Organizations of all sizes are increasingly choosing to deploy and consume cloud-native applications, though not all deployments are secure. Container security firm Twistlock released a study on Sept. 13, reporting that 60 percent of cloud-native applications have not been patched to the latest version.
The 15-page Cloud Native Security report, titled Watching the Honeypots, benefits from two different approaches to identifying risks. Twistlock scanned publicly accessible servers on the internet and also hosted its own honeypot to see what would happen.
“Mostly these were standard images from common registries like Docker Hub,” Ariel Zelivansky, a security researcher at Twistlock, told eWEEK. “In some cases, we wanted to test specific, atypical configurations, but even then the apps were common off-the-shelf apps in common use across many organizations.”
Twistlock has a vested interested in cloud-native security, seeing as the company’s technology is all about providing security to container and cloud-native environments. Twistlock released its first container security platform in November 2015, providing runtime security for container application deployments, and has steadily updated its platform in the years since. In a video interview with eWEEK in July, Twistlock CTO John Morellos said the attacks seen against containers in general are largely the same as those seen against virtual machines and physical servers.
Among the high-level findings on the scanning side of the report is that 80 percent of the MySQL database instances that Twistlock scanned on the public internet were out-of-date, being one or more versions behind the most recently released version. Aside from MySQL, other deployed applications that Twistlock found not the most recent versions include ElasticSearch, Redis, CouchDB and Tomcat.
While it is often considered to be a best practice to run the most updated version of an application, in some cases, security patches are backported to older versions of software. Twistlock reported that across the cloud-native applications it scanned, 25 percent were deployed and running with a vulnerability that has a known exploit.
Automated ‘Zero Touch‘ Attacks
Twistlock deployed a honeypot—a purposely deployed vulnerable server to attract hackers—to better understand the state of cloud-native security, according to Zelivansky. Twistlock’s honeypot did in fact attract hackers, with 90 percent of the attacks being automatically executed.

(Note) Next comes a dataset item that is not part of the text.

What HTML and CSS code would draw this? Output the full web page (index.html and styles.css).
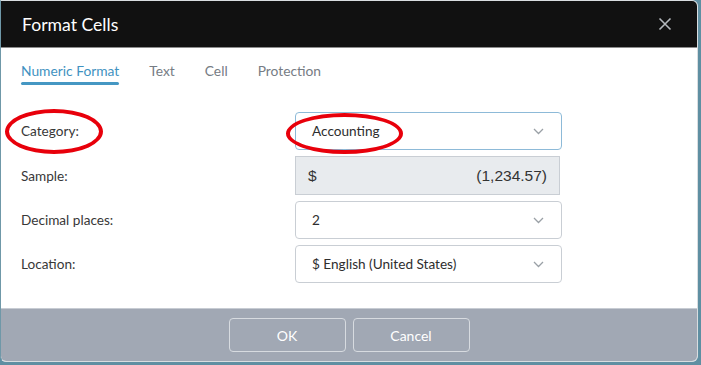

The company refers to the automated attacks as being “zero touch” as they don’t involve much, if any, human interaction.
“By attacks, we are referring specifically to an exploitation or breach attempt, such as brute-forcing the login, trying commands that might work with bad settings or otherwise running real exploits known or not,” he said.
A brute force attack is one in which an attacker repeatedly tries different usernames and passwords in an attempt to gain access. Zelivansky added that Twistlock also looked at parameters such as timing between commands and request, typos, user-agents and other components to detect if an attack was manual or automated.
“We encountered different attacks with different levels of sophistication, from trying to use default passwords to sending packed and obfuscated commands that exploit a known vulnerability,” he said.
One of the surprising things that happened to the Twistlock honeypot, according to Zelivansky, was the discovery of a large-scale automated attack coming from China. The Chinese operation targeted multiple applications, including Twistlock’s MySQL and Elasticsearch honeypots.
“They tried exploiting different CVEs with the same malware binaries as a payload, with binaries both for Linux and Windows that were unrecognized in Virustotal at the time we caught them,” he said. “We started investigating and found tens of compromised HFS servers hosting their malware binaries.”
There are multiple things that organizations can and should do to improve the security of cloud-native application deployments.
“From a security perspective, patching and sealing all known security issues is clearly the first concern,” Zelivansky said.
He noted, however, that even if scanning tools show that a deployment is up to date, there are still countless unpublished zero-day vulnerabilities that attackers can use against an organization.
“Having some security monitoring tool to detect attacks as they happen can save you a headache. Of course, something that can effectively prevent such attacks is even better,” he said.